There is no reason to assume that our common sense concept of desire-satisfaction is completely coherent, but actually in this case I think my account gets a little support from common sense. After all, if we meet in the Scottish highlands the day after the US elections and I ask you, "Has your desire for Obama to win the election been satisfied?", aren't you more likely to say, "I don't know yet", and not "No, because I haven't heard about the result"?
Desire-satisfaction accounts of welfare
Geoffrey Ferrari on Sat, 11/15/2008 - 9:53amThanks for your response, Toby. My question is prompted by what are usually called "desire-satisfaction" accounts of welfare. I'm trying to understand these accounts further by looking in more detail at what it is to satisfy a desire. I assume that the truth of p is at least a necessary condition of the desire that p being satisfied. So my question concerns its sufficiency.
You ask:
I'm inclined to think that both of these answers could be reasonable, and this in turn leads me to suspect that the question can be understood in different ways. If your question is understood, "Has what I desire come true?" then my answer should clearly be that I don't know. But if you're asking whether my desire has been satisfied, in what I think of an ordinary sense of that question that is stronger than the previous sense, then I think I could reasonably say that it hasn't yet been satisfied, precisely because I don't know whether what I desire has come true. However, I certainly accept that intuitions might divide here, and I'm really only exploring the possibilities for a stronger account of desire satisfaction. Let me try to articulate some reasons for wanting a stronger account.
We can think of the simple account of desire satisfaction (proposition 1 above) as claiming that satisfying is a desire is a combination of an internal condition and an external condition. (For present purposes, I'll read internal as "within the bounds of a person's skin"). So, S's desire that p is satisfied iff (internal condition) S desires that p and (external condition) p is true. Now let's combine this with a desire satisfaction account of welfare. There are several such views on the market, so just consider the simplest one, according to which what makes S's life go well is having his present desires satisfied. Better accounts might refer (i) not to actual desires, but to desires S would have under conditions of perfect information and perfect rationality, and (ii) not merely to present desires, but to desires had over the course of a life. They might also restrict the set of relevant desires e.g. to one's deepest desires or life projects. For present purposes I don't think any of these refinements matter. All I'm interested is what it is for those desires in the relevant set to be satisfied.
Now, I think my problem with the desire satisfaction accounts of welfare is that they have a very externalist component to them. Suppose S has a desire that p that is unsatisfied. On desire satisfaction accounts of welfare, having an unsatisfied desire is either neutral for one's welfare or it counts negatively, reducing the subject's well-being. However, all that is required for S's welfare to improve (at least in gross terms) is that p should change from being false to being true.
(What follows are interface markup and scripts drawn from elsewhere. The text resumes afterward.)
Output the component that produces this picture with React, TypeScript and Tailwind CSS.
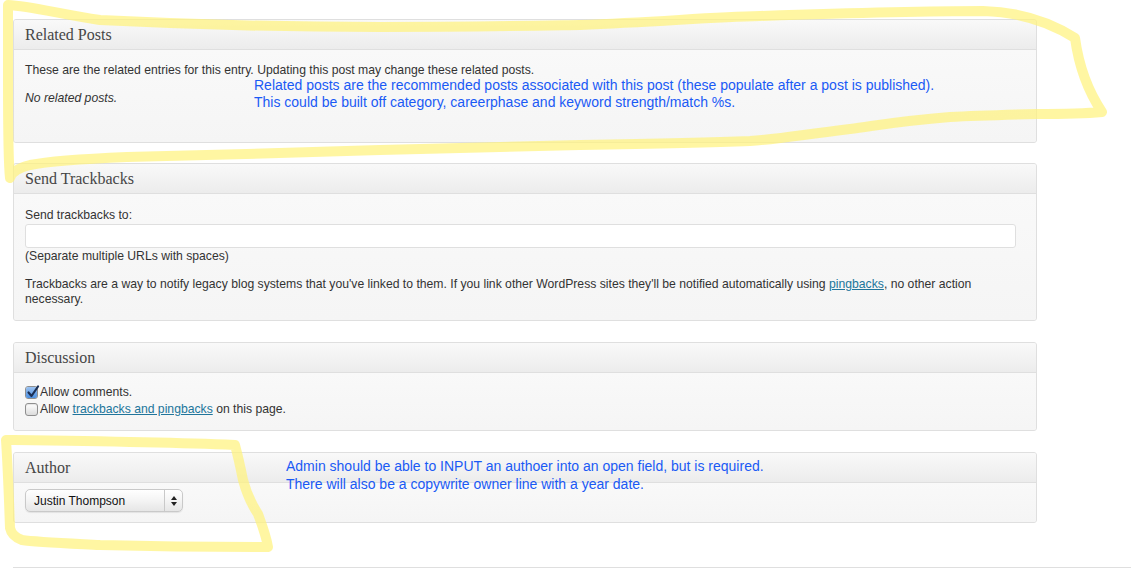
import React from "react";

const serif = "font-['Liberation_Serif',Georgia,serif]";

function Panel({
  title,
  bodyClass,
  className,
  children,
}: {
  title: string;
  bodyClass: string;
  className?: string;
  children?: React.ReactNode;
}) {
  return (
    <div
      className={`w-[1024px] border border-[#dfdfdf] rounded-[3px] bg-[#f5f5f5] overflow-hidden ${className ?? ""}`}
    >
      <div
        className={`h-[30px] flex items-center px-[11px] border-b border-[#dfdfdf] bg-gradient-to-b from-[#f9f9f9] to-[#ececec] text-[16px] text-[#464646] ${serif}`}
      >
        {title}
      </div>
      <div
        className={`px-[11px] bg-gradient-to-b from-[#f9f9f9] to-[#f5f5f5] text-[12.2px] text-[#333] ${bodyClass}`}
      >
        {children}
      </div>
    </div>
  );
}

function Check({ checked }: { checked?: boolean }) {
  return (
    <span className="relative inline-flex w-[13px] h-[13px] mr-[2px] shrink-0 rounded-[3px] border border-[#8f8f8f] bg-gradient-to-b from-[#ffffff] to-[#dcdcdc] shadow-[inset_0_1px_1px_rgba(0,0,0,0.1)]">
      {checked && (
        <>
          <span className="absolute inset-0 rounded-[2px] bg-gradient-to-b from-[#9cc3f2] to-[#4b8fe0]" />
          <svg
            viewBox="0 0 14 14"
            className="absolute left-[0px] top-[-2px] w-[14px] h-[14px]"
          >
            <path
              d="M2.5 7.5 L5.5 11 L12 1.5"
              fill="none"
              stroke="#1b2f55"
              strokeWidth="2.2"
              strokeLinecap="round"
              strokeLinejoin="round"
            />
          </svg>
        </>
      )}
    </span>
  );
}

export default function App() {
  return (
    <div className="relative w-[1131px] h-[569px] bg-white overflow-hidden font-['Liberation_Sans',Arial,sans-serif]">
      <div className="pl-[13px] pt-[19px] flex flex-col">
        <Panel title="Related Posts" bodyClass="h-[92px] pt-[11px]" className="mb-[20px]">
          <p className="leading-[18px]">
            These are the related entries for this entry. Updating this post may change these related posts.
          </p>
          <p className="leading-[18px] mt-[10px] italic">No related posts.</p>
        </Panel>

        <Panel title="Send Trackbacks" bodyClass="h-[126px] pt-[13px]" className="mb-[21px]">
          <p className="leading-[16px]">Send trackbacks to:</p>
          <div className="mt-[1px] w-[991px] h-[24px] bg-white border border-[#dfdfdf] rounded-[3px]" />
          <p className="leading-[16px]">(Separate multiple URLs with spaces)</p>
          <p className="leading-[15px] mt-[13px] w-[960px]">
            Trackbacks are a way to notify legacy blog systems that you&apos;ve linked to them. If you link other WordPress sites they&apos;ll be notified automatically using <span className="text-[#21759b] underline">pingbacks</span>, no other action necessary.
          </p>
        </Panel>

        <Panel title="Discussion" bodyClass="h-[57px] pt-[11px]" className="mb-[21px]">
          <div className="flex items-center leading-[17px]">
            <Check checked />
            Allow comments.
          </div>
          <div className="flex items-center leading-[17px]">
            <Check />
            <span>
              Allow <span className="text-[#21759b] underline">trackbacks and pingbacks</span> on this page.
            </span>
          </div>
        </Panel>

        <Panel title="Author" bodyClass="h-[39px] pt-[6px]">
          <div className="flex items-center w-[158px] h-[23px] rounded-[5px] border border-[#c9c9c9] bg-gradient-to-b from-[#ffffff] via-[#f4f4f4] to-[#e6e6e6] shadow-[0_1px_1px_rgba(0,0,0,0.08)]">
            <span className="flex-1 pl-[8px] text-[12px] text-[#111]">Justin Thompson</span>
            <span className="w-px h-full bg-[#c9c9c9]" />
            <span className="w-[17px] flex flex-col items-center justify-center gap-[2px]">
              <span className="w-0 h-0 border-l-[3px] border-r-[3px] border-b-[4px] border-l-transparent border-r-transparent border-b-[#222]" />
              <span className="w-0 h-0 border-l-[3px] border-r-[3px] border-t-[4px] border-l-transparent border-r-transparent border-t-[#222]" />
            </span>
          </div>
        </Panel>

        <div className="mt-[44px] h-px bg-[#dfdfdf]" />
      </div>

      {/* annotations */}
      <div className="absolute left-[254px] top-[77px] text-[14px] leading-[17px] text-[#1a5af5]">
        <p>Related posts are the recommended posts associated with this post (these populate after a post is published).</p>
        <p>This could be built off category, careerphase and keyword strength/match %s.</p>
      </div>
      <div className="absolute left-[286px] top-[457px] text-[14px] leading-[18px] text-[#1a5af5]">
        <p>Admin should be able to INPUT an authoer into an open field, but is required.</p>
        <p>There will also be a copywrite owner line with a year date.</p>
      </div>

      {/* highlighter strokes */}
      <svg className="absolute inset-0 pointer-events-none" width="1131" height="569">
        <g fill="none" stroke="#fff27a" strokeOpacity="0.7" strokeWidth="10" strokeLinecap="round" strokeLinejoin="round">
          <path d="M8 5 C30 6 60 14 100 20 C200 25 300 27 380 27 C470 27 520 26 580 25 C660 22 710 17 760 16 C850 13 930 11 983 11 C1020 12 1050 22 1075 38 C1078 60 1084 85 1102 112 C1080 114 1060 114 1037 114 C1000 115 970 116 950 117 C900 121 880 125 850 129 C800 135 780 139 750 141 C700 143 640 144 580 145 C500 147 440 148 380 150 C300 153 200 155 127 157 C80 159 45 162 30 165 C18 168 12 172 10 178 C8 160 8 120 8 80 C8 50 8 25 8 5 Z" />
          <path d="M6 440 C80 441 160 442 235 445 C239 460 241 470 243 480 C247 495 252 505 258 514 C262 525 266 535 268 547 C200 547 140 546 100 545 C60 543 35 542 22 540 C14 537 11 533 10 528 C9 500 8 470 6 440 Z" />
        </g>
      </svg>
    </div>
  );
}
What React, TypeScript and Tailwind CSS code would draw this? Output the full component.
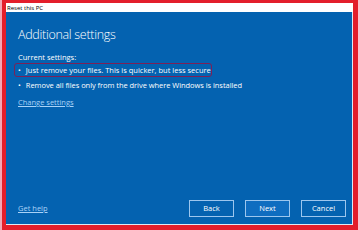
export default function App() {
  return (
    <div className="w-[358px] h-[230px] bg-[#e31e2b] border-l-2 border-[#f2a7b5] pl-[4px] pr-[5px] pt-[3px] pb-[5px] flex flex-col font-['Open_Sans',sans-serif]">
      {/* Title bar */}
      <div className="h-[9px] bg-white flex items-center pl-[1px]">
        <span className="text-[6px] leading-none text-black">Reset this PC</span>
      </div>

      {/* Content */}
      <div className="flex-1 bg-[#0462b0] border-r border-b border-[#dfe9f5] flex flex-col pl-[12px] pr-[6px] pt-[14px] pb-[7px] text-white">
        <h1 className="text-[12.5px] leading-[18px] font-light tracking-[-0.3px]">Additional settings</h1>

        <div className="mt-[8px] text-[7.5px] leading-[10px] whitespace-nowrap">
          <p>Current settings:</p>
          <div className="mt-[1px] -ml-[4px] w-[198px] h-[14px] border-[1.5px] border-[#7c2157] rounded-[3px] flex items-center pl-[3px]">
            <span className="mr-[5px]">•</span>
            <span>Just remove your files. This is quicker, but less secure</span>
          </div>
          <div className="mt-[3px] flex">
            <span className="mr-[5px]">•</span>
            <span className="tracking-[-0.05px]">Remove all files only from the drive where Windows is installed</span>
          </div>
          <a className="block mt-[7px] text-[#a9d2f7] underline">Change settings</a>
        </div>

        <div className="mt-auto flex items-center text-[7.5px]">
          <a className="text-[#a9d2f7] underline">Get help</a>
          <div className="ml-auto flex gap-[11px]">
            <button className="w-[45px] h-[17px] border-[1.5px] border-[#9cc6ee] bg-[#0462b0]">Back</button>
            <button className="w-[45px] h-[17px] border-[1.5px] border-[#9cc6ee] bg-[#0f6dc0]">Next</button>
            <button className="w-[45px] h-[17px] border-[1.5px] border-[#9cc6ee] bg-[#0462b0]">Cancel</button>
          </div>
        </div>
      </div>
    </div>
  );
}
No doubt some will think that the externalist component of the simple view of desire satisfaction is a good thing. For example, it can help to explain why veridical experiences are more important for our welfare than non-veridical one's. As Nozick writes, "We want to do certain things and not just have the experience of having done them". The desire-satisfaction account helps to explain why, if I want to win an Olympic medal, my welfare is increased only if I do in fact win the medal, and not just have the experience of winning it (as would be offered by a virtual reality machine).
Dialectically, then, I think the situation is this. Desire satisfaction accounts, with their strong externalist component of welfare, are offered as a response to the very internalist accounts of welfare that are offered by simple versions of hedonism. This prompts two questions for me. First, is there a view of welfare that is more of a compromise account of welfare that lies between the strong internalism of simple hedonism and the strong externalism of the desire-satisfaction accounts (when these include a simple view of desire satisfaction).?And second, is it plausible to arrive at the required compromise account of welfare by adjusting the account of desire-satisfaction to include a further internalist component, namely, the recognition component that I described in my initial post?
Well, I'm rambling. I'll be glad to hear anyone's thoughts on this topic.